Come si è avuto modo di spiegare in precedenza, dal critico francese il termine forgerie è volto a significare lo “stato mimetico più semplice, o più puro, più neutro”, il cui statuto è inconciliabile con l’habitus costitutivo di altri procedimenti intertestuali, quali la caricatura, l’antiromanzo, il pastiche, la parodia o la trasposizione, giacché, per sua natura, la forgerie è dispensata dal notificare e dall’osservare il cosiddetto “contratto di pastiche (Genette, Palinsesti, cit., p. 93).

Difatti, la strategia compositiva della Mazzucco disattende “le condizione essenziali della riconoscibilità mimetica” (Palinsesti, cit., p. 95), perché il testo imitativo non viene ipso facto identificato come tale dal lettore, il quale non è stato preventivamente avvisato della messa in opera della pratica citazionista da alcuna esplicita dichiarazione autoriale. Né, tanto meno, la contaminazione intertestuale attende in Vita ad un effetto di stilizzazione parodica, come avviene per lo più nei pastiches a la manière de, che invece ambiscono a produrre una saturazione del tessuto stilistico, a mezzo dell’innesto esagerato, eccessivo e proliferante di tratti stilistici o marche testuali peculiari della prosa dell’autore imitato.
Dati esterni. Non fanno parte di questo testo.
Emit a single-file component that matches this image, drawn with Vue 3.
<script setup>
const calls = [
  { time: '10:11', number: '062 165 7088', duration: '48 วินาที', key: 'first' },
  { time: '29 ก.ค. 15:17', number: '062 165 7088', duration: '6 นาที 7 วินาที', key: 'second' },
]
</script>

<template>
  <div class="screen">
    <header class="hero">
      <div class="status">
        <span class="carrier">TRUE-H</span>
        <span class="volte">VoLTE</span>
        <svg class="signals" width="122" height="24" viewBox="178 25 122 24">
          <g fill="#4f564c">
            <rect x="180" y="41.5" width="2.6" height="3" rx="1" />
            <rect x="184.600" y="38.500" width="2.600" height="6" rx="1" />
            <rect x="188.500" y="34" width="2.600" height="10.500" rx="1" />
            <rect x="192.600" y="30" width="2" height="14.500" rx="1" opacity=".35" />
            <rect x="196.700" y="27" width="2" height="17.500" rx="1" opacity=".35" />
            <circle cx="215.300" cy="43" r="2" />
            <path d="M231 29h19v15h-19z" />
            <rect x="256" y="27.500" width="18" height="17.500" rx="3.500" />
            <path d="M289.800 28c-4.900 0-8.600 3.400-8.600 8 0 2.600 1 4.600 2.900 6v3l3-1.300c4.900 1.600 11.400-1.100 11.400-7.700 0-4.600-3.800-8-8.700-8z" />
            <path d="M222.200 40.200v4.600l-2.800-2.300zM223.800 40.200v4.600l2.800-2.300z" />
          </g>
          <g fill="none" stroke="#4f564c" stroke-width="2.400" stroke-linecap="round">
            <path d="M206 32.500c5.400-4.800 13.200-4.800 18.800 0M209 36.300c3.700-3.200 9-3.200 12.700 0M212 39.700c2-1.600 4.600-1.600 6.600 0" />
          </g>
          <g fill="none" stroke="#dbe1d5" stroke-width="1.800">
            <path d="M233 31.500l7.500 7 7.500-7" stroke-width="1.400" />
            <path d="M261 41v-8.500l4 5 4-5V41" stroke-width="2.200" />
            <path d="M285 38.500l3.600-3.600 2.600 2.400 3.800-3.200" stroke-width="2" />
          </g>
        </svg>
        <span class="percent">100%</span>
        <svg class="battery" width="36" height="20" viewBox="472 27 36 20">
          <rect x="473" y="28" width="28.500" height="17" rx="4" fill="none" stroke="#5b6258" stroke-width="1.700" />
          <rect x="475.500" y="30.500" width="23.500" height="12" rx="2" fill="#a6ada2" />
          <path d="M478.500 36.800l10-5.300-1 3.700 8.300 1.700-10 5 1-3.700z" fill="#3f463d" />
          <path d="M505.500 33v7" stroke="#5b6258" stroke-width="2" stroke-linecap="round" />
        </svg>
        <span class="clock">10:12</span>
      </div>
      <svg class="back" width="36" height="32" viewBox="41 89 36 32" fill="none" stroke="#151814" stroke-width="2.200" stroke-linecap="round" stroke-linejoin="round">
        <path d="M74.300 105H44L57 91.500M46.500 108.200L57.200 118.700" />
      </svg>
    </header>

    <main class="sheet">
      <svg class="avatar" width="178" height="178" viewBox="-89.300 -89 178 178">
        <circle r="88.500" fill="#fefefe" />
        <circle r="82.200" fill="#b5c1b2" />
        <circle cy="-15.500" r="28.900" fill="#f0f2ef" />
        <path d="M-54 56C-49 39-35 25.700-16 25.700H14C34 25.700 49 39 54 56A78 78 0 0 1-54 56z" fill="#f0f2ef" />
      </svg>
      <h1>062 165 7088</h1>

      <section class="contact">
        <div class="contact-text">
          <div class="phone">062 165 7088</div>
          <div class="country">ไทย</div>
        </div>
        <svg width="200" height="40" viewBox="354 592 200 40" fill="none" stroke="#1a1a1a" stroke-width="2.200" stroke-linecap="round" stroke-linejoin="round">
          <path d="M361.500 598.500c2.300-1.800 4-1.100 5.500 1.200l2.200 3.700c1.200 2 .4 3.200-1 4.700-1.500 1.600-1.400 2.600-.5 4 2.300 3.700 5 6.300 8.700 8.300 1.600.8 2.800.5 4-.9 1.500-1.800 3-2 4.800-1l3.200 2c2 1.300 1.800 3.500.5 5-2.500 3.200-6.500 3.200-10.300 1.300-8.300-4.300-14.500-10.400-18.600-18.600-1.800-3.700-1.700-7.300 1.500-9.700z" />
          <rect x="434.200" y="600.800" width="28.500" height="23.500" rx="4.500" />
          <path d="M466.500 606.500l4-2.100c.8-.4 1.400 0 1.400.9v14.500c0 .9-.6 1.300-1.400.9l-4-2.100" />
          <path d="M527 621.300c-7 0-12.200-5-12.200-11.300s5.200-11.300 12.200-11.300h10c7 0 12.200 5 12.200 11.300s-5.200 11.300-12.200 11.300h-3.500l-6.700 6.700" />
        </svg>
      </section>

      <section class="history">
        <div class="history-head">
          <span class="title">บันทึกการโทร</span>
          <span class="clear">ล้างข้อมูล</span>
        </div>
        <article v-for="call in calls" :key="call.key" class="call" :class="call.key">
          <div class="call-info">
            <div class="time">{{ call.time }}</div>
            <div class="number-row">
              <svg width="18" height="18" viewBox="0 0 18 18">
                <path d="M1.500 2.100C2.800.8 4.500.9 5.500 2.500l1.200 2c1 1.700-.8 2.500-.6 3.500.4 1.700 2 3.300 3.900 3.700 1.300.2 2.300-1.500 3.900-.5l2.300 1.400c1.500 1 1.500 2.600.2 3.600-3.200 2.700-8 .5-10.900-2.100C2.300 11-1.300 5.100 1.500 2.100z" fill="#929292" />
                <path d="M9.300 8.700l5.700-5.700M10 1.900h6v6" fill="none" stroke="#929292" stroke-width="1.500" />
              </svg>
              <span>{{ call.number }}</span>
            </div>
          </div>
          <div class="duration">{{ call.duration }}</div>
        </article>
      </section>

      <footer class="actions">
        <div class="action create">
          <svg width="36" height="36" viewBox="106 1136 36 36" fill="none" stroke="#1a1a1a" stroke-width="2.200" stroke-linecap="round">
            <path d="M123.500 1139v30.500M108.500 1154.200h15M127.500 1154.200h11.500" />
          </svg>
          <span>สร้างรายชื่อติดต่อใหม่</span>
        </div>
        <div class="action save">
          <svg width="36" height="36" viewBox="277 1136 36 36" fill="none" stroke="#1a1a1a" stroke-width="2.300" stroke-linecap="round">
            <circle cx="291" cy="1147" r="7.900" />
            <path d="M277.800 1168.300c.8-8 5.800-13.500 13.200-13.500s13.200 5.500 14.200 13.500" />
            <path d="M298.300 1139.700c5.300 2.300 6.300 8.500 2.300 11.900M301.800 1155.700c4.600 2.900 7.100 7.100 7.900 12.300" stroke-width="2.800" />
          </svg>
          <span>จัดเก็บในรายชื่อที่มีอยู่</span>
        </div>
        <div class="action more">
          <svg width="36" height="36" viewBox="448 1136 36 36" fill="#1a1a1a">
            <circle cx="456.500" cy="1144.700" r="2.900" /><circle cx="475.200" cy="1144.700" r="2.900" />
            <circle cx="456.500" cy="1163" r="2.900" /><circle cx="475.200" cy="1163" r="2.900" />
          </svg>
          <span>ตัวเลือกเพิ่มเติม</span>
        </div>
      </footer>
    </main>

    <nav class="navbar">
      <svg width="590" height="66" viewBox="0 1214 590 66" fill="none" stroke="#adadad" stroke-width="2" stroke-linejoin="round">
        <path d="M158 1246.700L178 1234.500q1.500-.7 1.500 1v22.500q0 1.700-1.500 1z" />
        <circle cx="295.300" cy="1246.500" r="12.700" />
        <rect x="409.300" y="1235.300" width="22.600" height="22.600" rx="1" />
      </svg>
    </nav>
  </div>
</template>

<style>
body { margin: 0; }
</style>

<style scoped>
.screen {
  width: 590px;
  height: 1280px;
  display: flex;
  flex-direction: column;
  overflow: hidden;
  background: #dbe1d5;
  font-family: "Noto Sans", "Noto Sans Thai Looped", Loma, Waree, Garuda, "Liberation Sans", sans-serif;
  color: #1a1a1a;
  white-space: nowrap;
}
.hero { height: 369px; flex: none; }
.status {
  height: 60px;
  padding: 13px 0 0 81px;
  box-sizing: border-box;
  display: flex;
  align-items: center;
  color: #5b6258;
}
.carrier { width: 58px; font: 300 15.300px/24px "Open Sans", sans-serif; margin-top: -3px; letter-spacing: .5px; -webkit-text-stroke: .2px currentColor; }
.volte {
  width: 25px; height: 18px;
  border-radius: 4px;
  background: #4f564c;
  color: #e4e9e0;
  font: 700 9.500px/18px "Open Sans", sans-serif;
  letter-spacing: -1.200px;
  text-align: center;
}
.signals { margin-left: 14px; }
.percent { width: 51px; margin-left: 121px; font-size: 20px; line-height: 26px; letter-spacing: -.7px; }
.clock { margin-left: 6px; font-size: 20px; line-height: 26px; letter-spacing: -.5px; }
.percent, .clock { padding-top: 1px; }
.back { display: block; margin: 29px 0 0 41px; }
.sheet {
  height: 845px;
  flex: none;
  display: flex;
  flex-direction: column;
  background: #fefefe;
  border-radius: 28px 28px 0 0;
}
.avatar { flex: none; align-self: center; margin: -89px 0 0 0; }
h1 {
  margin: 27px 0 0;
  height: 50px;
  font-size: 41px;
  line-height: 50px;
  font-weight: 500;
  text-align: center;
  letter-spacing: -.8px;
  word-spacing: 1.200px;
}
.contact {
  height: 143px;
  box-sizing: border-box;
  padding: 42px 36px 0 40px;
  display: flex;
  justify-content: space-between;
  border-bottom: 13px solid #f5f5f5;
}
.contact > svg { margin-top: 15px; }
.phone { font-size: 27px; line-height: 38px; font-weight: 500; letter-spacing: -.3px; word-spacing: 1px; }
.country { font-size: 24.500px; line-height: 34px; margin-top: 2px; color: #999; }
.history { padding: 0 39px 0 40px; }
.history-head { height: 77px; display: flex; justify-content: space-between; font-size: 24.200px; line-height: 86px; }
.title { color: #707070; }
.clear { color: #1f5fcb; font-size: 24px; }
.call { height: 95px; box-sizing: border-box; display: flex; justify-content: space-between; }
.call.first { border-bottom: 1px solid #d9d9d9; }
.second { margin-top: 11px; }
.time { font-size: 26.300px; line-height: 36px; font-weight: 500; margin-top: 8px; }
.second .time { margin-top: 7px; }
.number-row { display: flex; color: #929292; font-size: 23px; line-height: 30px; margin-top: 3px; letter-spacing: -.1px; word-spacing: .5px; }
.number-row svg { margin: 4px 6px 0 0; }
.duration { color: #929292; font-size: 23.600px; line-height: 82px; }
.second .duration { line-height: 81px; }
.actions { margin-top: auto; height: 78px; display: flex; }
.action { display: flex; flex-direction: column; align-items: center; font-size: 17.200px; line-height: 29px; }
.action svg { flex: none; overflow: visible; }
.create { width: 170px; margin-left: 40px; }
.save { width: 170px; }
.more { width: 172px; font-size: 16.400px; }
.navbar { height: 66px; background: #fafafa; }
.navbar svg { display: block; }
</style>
La struttura di Vita è invece assimilabile ad una sorta di matrioska narrativa o di scatola cinese in cui si combinano insieme diversi livelli testuali, in un sapiente gioco di stratificazione e bricolage operato sui materiali rilevati dalla tradizione letteraria. La disinvoltura con cui l’autrice applica la sua strategia di decostruzione, maquillage e ricomposizione del modello, depistando e insieme adescando il lettore, fa di Vita una significativa prova di ri-scrittura romanzesca, che, pur nella spregiudicatezza degli attraversamenti e delle manipolazioni, mantiene comunque intatta la propria efficacia affabulativa.